Although sardonic in tone, there seemed to be something prescient in the great man’s observation. Little did he know how close The Nation was to closing just months after we opened. Funds were running out and the Editor went without his salary for three months!

The paper survived

All the while, Fred and Harold were working to restore viability and it was The Trinidad Express, led by Ken Gordon, that saved the day. In those first few months we had run up debt at Syncreators, a small commercial printery, like our Cole’s Printery, a few miles outside Port-of-Spain. And we could not continue there.

For a while it looked like they were right who had predicted that we would last no more than six months.
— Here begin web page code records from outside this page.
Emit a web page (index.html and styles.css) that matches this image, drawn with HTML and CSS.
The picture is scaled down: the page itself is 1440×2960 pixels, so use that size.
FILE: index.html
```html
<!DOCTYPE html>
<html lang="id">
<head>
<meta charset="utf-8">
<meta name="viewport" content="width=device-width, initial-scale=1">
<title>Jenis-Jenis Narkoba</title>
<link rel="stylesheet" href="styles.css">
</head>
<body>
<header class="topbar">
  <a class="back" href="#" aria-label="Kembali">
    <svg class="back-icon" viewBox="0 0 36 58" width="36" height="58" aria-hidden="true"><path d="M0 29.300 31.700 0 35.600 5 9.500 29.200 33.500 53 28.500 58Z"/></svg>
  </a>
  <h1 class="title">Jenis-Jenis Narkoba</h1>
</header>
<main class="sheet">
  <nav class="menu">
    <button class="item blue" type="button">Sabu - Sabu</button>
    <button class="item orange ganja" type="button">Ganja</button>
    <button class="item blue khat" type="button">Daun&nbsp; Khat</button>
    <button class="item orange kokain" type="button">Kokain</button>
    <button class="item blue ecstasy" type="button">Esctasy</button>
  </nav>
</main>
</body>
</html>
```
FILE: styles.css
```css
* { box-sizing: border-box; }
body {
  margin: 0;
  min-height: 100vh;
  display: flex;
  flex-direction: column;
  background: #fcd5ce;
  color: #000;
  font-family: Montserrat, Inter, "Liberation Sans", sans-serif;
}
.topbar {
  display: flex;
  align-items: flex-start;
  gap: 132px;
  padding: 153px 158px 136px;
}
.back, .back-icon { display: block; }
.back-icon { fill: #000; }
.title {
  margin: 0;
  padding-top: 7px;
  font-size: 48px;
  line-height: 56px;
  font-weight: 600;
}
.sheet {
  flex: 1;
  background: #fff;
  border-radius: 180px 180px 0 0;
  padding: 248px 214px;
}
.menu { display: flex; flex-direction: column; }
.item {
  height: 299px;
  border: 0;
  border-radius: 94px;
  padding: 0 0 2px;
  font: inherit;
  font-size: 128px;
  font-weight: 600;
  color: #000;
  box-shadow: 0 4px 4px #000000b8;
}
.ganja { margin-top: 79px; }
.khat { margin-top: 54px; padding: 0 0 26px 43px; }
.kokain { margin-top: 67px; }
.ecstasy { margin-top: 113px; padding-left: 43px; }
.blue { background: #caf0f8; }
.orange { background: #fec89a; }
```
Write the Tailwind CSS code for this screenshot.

The Express had walked a similar road and printed the newspaper for the next three years after entering a lifelong partnership with The Nation. It is not easy to quantify Ken’s contribution.

But, mainly due to Harold’s guidance, energy and vision, The Nation survived and prospered.

While it’s debatable if the enterprise has become “an empire”, there is no doubt that it has written itself indelibly into the annals of this country’s history as the stellar exemplar of the success of black Barbadian business.

There has been some slippage in the standards of its reporting as it draws its staff from the material that’s available.

Just a few weeks ago I had reason to write a two-line letter to the editor, one I would’ve copied to Harold, if he’d been in better health. It said:

It was about some atrocious grammar that appeared in the Saturday Sun of April 20.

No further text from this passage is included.